Share this story...
Latest News

Suppose it was us?

Workers continue going through the debris at the Plaza Towers Elementary School in Moore, Okla., on Tuesday, May 21, 2013. A tornado hit the area on Monday, May 20, 2013. (AP Photo/The Oklahoman, Bryan Terry)

Every state seems to have its own monster under the bed. In New York and New Jersey – hurricanes. In California – earthquakes and wildfires. In Oklahoma – tornadoes. And every time we see one of these disasters, we can’t help but think: could I go into a collapsed school and rescue someone?

If I came home and found nothing but the concrete slab – how would the family eat? Where would we sleep?
Here’s how Moore, Oklahoma answered that question.

“If you listen to local radio around here, people are calling in and saying, ‘I have a home, how can I help? Where can I donate?'” says CBS’s Norah O’Donnell.

On KFOR TV, Oklahoma County Commissioner Brian Maughan directed people to relief centers which had popped up where?

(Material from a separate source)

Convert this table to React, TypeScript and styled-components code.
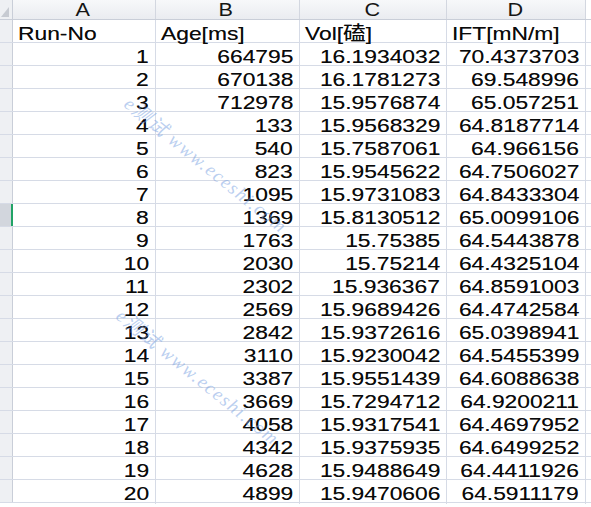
import React from "react";
import styled, { createGlobalStyle } from "styled-components";

const Global = createGlobalStyle`
  html, body { margin: 0; padding: 0; background: #ffffff; overflow: hidden; }
  #root { width: 591px; height: 507px; }
`;

const COLS = "13px 143px 144px 147px 139px 5px";

const Sheet = styled.div`
  position: relative;
  width: 591px;
  height: 507px;
  overflow: hidden;
  background: #ffffff;
  font-family: "Liberation Sans", Arial, "Noto Sans CJK SC", sans-serif;
  color: #0a0a0a;
`;

const HeaderRow = styled.div`
  display: grid;
  grid-template-columns: ${COLS};
  height: 20px;
  background: linear-gradient(#f7f8fa, #eaecf0);
  border-bottom: 1px solid #c9ced8;
  box-sizing: border-box;
`;

const ColHead = styled.div`
  display: flex;
  align-items: flex-end;
  justify-content: center;
  border-right: 1px solid #d3d7e0;
  font-size: 18px;
  line-height: 17px;
  color: #151515;
`;

const Corner = styled.div`
  position: relative;
  border-right: 1px solid #c9ced8;
  background: #eef0f3;
  &::after {
    content: "";
    position: absolute;
    right: 3px;
    bottom: 2px;
    width: 0;
    height: 0;
    border-left: 8px solid transparent;
    border-bottom: 10px solid #c7cbd2;
  }
`;

const Row = styled.div`
  display: grid;
  grid-template-columns: ${COLS};
  height: 23px;
  box-sizing: border-box;
  border-bottom: 1px solid #d6dbe6;
`;

const RowHead = styled.div<{ $selected?: boolean }>`
  background: ${(p) => (p.$selected ? "#d2d6dd" : "#eef0f3")};
  border-right: ${(p) => (p.$selected ? "2px solid #21a366" : "1px solid #c9ced8")};
  box-sizing: border-box;
`;

const Cell = styled.div<{ $align?: "left" | "right" }>`
  display: flex;
  align-items: flex-end;
  justify-content: ${(p) => (p.$align === "left" ? "flex-start" : "flex-end")};
  padding: ${(p) => (p.$align === "left" ? "0 0 0 5px" : "0 6px 0 0")};
  border-right: 1px solid #d6dbe6;
  font-size: 19px;
  line-height: 21px;
  margin-bottom: -2px;
  white-space: nowrap;
  text-shadow: 0 0 0.6px rgba(0, 0, 0, 0.55);
`;

const Txt = styled.span<{ $align?: "left" | "right" }>`
  display: inline-block;
  transform: scaleX(1.2);
  transform-origin: ${(p) => (p.$align === "left" ? "left" : "right")} bottom;
`;

const Tail = styled.div`
  background: #ffffff;
`;

const Watermark = styled.div`
  position: absolute;
  transform-origin: left center;
  transform: rotate(39deg);
  font-family: "Liberation Serif", "Noto Sans CJK SC", serif;
  font-style: italic;
  font-size: 19px;
  letter-spacing: 1.5px;
  color: rgba(120, 160, 225, 0.5);
  white-space: nowrap;
  pointer-events: none;
`;

const rows: [string, string, string, string][] = [
  ["1", "664795", "16.1934032", "70.4373703"],
  ["2", "670138", "16.1781273", "69.548996"],
  ["3", "712978", "15.9576874", "65.057251"],
  ["4", "133", "15.9568329", "64.8187714"],
  ["5", "540", "15.7587061", "64.966156"],
  ["6", "823", "15.9545622", "64.7506027"],
  ["7", "1095", "15.9731083", "64.8433304"],
  ["8", "1369", "15.8130512", "65.0099106"],
  ["9", "1763", "15.75385", "64.5443878"],
  ["10", "2030", "15.75214", "64.4325104"],
  ["11", "2302", "15.936367", "64.8591003"],
  ["12", "2569", "15.9689426", "64.4742584"],
  ["13", "2842", "15.9372616", "65.0398941"],
  ["14", "3110", "15.9230042", "64.5455399"],
  ["15", "3387", "15.9551439", "64.6088638"],
  ["16", "3669", "15.7294712", "64.9200211"],
  ["17", "4058", "15.9317541", "64.4697952"],
  ["18", "4342", "15.9375935", "64.6499252"],
  ["19", "4628", "15.9488649", "64.4411926"],
  ["20", "4899", "15.9470606", "64.5911179"],
];

const headers = ["Run-No", "Age[ms]", "Vol[磕]", "IFT[mN/m]"];

export default function App() {
  return (
    <Sheet>
      <Global />
      <HeaderRow>
        <Corner />
        {["A", "B", "C", "D"].map((l) => (
          <ColHead key={l}>
            <Txt>{l}</Txt>
          </ColHead>
        ))}
        <Tail />
      </HeaderRow>
      <Row>
        <RowHead />
        {headers.map((h) => (
          <Cell key={h} $align="left">
            <Txt $align="left">{h}</Txt>
          </Cell>
        ))}
        <Tail />
      </Row>
      {rows.map((r, i) => (
        <Row key={r[0]}>
          <RowHead $selected={i === 7} />
          {r.map((v, j) => (
            <Cell key={j} $align="right">
              <Txt $align="right">{v}</Txt>
            </Cell>
          ))}
          <Tail />
        </Row>
      ))}
      <Watermark style={{ left: 128, top: 86 }}>e测试 www.eceshi.com</Watermark>
      <Watermark style={{ left: 120, top: 298 }}>e测试 www.eceshi.com</Watermark>
    </Sheet>
  );
}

“In places that you might not think,” says Maughan. “Resthaven Funeral Home has got a great community center there; the Yellow Rose Theatre right here in Moore on 12th Street(sic) is also providing for people who cannot get back into their neighborhoods.”

What’s happening is that people are improvising – and it must be working, because when I contacted the Red Cross spokesperson and asked how many people were in shelters – she told me that the night after the storm there were 29.

There’s already speculation that the need in Oklahoma is so great, that some members of Congress might insist on finding ways to offset the costs. But you listen to teacher Jennifer Doane – who was buried with her classroom, and even now in the hospital, is still in despair that she couldn’t save more of her children.

“He just kept telling me that he couldn’t breathe, and he didn’t want to die,” cried Doane.

I can’t imagine anyone who would want to use this as a reason to rehash the budget debate.